**WHAT YOU HAVE TO DO**
For the listing below, give the number of lines in which "this" occurs. Add nothing.

**SOURCE MATERIAL**
======

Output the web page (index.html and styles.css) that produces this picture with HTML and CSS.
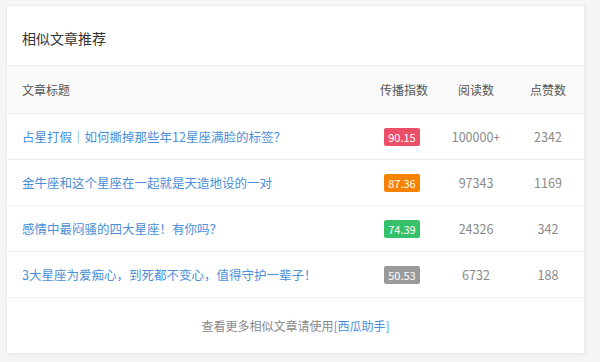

======

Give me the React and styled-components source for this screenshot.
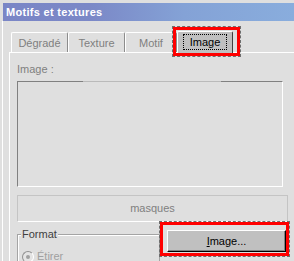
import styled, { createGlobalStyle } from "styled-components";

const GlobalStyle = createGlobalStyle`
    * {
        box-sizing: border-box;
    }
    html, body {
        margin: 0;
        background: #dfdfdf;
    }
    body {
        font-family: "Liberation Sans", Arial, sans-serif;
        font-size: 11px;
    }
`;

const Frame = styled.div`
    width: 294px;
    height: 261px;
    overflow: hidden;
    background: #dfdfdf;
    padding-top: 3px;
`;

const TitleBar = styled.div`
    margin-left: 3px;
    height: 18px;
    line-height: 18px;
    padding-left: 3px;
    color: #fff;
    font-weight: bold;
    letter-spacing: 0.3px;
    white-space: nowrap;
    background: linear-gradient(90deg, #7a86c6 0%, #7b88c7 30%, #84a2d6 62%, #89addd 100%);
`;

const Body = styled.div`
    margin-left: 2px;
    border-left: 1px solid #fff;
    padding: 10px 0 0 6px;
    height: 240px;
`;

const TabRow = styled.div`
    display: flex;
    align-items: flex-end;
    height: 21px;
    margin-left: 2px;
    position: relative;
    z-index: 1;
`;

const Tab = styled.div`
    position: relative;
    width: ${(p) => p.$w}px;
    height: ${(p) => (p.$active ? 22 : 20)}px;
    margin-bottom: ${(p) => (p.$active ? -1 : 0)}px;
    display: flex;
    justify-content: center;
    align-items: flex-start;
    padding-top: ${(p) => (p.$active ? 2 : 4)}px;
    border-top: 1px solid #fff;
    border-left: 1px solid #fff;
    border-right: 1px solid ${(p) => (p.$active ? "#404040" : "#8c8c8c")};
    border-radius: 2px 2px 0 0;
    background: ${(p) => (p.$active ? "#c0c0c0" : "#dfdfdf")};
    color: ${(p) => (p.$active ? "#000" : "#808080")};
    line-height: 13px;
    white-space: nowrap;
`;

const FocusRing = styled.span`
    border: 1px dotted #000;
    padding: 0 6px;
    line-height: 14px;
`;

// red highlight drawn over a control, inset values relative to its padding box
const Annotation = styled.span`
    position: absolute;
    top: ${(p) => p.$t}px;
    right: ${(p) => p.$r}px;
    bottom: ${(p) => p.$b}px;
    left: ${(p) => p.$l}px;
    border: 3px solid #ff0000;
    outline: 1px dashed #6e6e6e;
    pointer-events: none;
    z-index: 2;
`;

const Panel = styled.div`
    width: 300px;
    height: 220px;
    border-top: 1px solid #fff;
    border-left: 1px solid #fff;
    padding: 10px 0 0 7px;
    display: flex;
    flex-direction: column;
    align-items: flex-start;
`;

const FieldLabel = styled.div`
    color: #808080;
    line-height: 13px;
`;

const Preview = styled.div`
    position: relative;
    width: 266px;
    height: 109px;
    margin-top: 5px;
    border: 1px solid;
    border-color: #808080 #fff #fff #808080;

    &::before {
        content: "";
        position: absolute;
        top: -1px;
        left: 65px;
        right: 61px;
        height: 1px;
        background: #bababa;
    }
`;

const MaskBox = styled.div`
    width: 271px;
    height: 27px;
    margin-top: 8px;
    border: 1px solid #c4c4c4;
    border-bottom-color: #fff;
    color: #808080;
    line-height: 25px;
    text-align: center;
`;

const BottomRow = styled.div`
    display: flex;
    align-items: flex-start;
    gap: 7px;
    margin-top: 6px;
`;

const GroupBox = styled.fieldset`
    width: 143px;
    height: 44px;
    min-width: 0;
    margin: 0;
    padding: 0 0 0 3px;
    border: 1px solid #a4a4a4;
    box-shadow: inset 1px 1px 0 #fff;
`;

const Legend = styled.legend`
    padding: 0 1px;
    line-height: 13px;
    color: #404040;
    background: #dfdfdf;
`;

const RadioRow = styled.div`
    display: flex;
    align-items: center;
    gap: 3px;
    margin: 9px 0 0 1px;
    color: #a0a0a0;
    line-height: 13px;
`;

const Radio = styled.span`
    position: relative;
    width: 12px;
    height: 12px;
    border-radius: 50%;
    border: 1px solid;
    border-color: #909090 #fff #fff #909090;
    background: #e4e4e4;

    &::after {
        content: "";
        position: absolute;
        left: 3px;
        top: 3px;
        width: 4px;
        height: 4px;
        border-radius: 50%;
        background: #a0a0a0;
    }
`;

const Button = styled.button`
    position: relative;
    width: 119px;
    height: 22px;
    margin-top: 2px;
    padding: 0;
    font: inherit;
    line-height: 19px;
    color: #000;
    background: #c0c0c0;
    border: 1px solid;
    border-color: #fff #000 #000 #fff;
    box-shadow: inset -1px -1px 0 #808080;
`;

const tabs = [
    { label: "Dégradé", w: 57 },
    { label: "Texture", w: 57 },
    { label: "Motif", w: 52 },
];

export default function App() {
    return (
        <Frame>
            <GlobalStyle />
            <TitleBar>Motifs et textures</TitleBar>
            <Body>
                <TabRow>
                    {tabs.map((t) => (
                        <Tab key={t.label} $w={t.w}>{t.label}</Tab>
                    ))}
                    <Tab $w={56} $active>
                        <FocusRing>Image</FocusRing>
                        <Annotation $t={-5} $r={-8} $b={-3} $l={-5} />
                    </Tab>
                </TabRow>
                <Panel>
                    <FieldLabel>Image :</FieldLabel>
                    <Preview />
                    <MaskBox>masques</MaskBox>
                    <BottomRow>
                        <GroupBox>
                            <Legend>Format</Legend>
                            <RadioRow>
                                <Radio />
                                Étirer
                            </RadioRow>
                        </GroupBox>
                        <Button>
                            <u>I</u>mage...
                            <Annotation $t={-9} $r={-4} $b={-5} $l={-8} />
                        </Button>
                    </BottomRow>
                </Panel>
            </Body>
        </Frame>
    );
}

======

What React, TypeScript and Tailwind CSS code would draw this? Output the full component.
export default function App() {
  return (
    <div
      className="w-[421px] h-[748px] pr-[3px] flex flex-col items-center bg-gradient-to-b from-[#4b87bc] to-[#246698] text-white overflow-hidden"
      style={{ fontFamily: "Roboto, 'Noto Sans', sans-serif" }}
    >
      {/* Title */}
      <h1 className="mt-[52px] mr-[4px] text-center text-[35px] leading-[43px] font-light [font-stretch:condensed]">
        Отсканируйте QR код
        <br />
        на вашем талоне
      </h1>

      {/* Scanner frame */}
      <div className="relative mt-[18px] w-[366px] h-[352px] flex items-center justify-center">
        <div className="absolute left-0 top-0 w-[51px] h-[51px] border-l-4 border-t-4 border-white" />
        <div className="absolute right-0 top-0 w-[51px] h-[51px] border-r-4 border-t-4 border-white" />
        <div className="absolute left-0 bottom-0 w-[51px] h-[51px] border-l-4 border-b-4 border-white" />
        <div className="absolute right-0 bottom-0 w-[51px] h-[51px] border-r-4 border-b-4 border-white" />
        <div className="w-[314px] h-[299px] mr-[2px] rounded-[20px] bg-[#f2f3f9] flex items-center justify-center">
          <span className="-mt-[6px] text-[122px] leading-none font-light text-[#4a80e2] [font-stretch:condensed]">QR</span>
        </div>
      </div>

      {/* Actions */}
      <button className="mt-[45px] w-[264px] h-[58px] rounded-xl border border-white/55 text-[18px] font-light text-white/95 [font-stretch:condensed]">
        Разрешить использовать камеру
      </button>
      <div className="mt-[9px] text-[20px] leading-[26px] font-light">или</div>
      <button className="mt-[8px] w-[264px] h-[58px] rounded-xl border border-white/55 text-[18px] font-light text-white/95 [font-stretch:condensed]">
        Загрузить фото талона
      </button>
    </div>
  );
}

======

**FULL OUTPUT**
3